The Ikisan Chōshizuka Kofun (一貴山銚子塚古墳) is a Kofun period burial mound, located in the Nijo-Tanaka neighborhood of the city of Itoshima, Fukuoka Prefecture Japan. The tumulus was designated a National Historic Site of Japan in 1957. It is the largest kofun on the Genkai Sea coast.

==Overview==
The Chōshizuka Kofun is a zenpō-kōen-fun (前方後円墳), which is shaped like a keyhole, having one square end and one circular end, when viewed from above. It is situated on a hill overlooking Karatsu Bay on the west bank near the mouth of the Nagano River that flows north. It has a total length of 103 meters, although it has somewhat lost its original shape. The posterior circular portion is estimated to have a diameter of 60 meters, and the width of the rectangular anterior portion is 31 meters, narrowing to 26 meters at the neck.
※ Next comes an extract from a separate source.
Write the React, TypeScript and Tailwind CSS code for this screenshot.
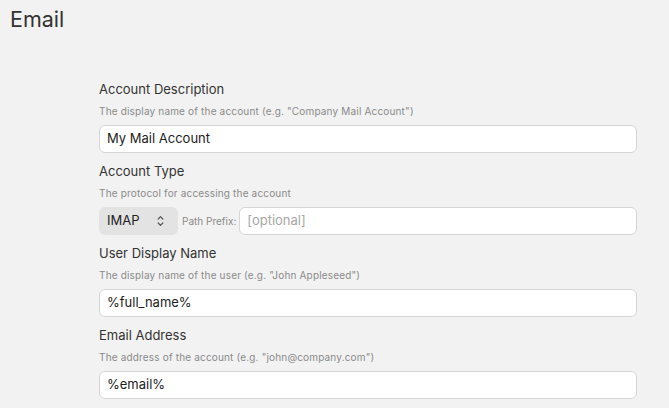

The tumulus has no traces of fukiishi nor haniwa, and it is uncertain if it originally had a surrounding moat. In a 1950 archaeological excavation, it was discovered that a pit-style stone burial chamber remained in the rear circle, made of granite cobbles, with a length of 3.4 meters, width of 1.4 meters and height of 0.8 meters. The upper part was covered with basalt slabs and the floor was paved with stones. It was orientated diagonally to the main axis of the tumulus. Grave goods included ten bronze mirrors, magatama beads, cylindrical beads, iron swords, spears, and arrowheads. One of the square-shaped four divine mirrors and one mirror with inner flower patterns are placed near the head of the coffin, and date from the middle to late Han Dynasty. The four triangular-rimmed divine and beast mirrors were made in Japan and were placed on the left and right side edges. Currently, most of the excavated items are stored at the Kyoto University Museum. From the style of the tumulus and the grave goods, it is estimated that this tumulus was constructed in the later 4th century.

The tumulus is located approximately 450 meter northeast of Ikisan Station on the JR Kyushu Chikuhi Line.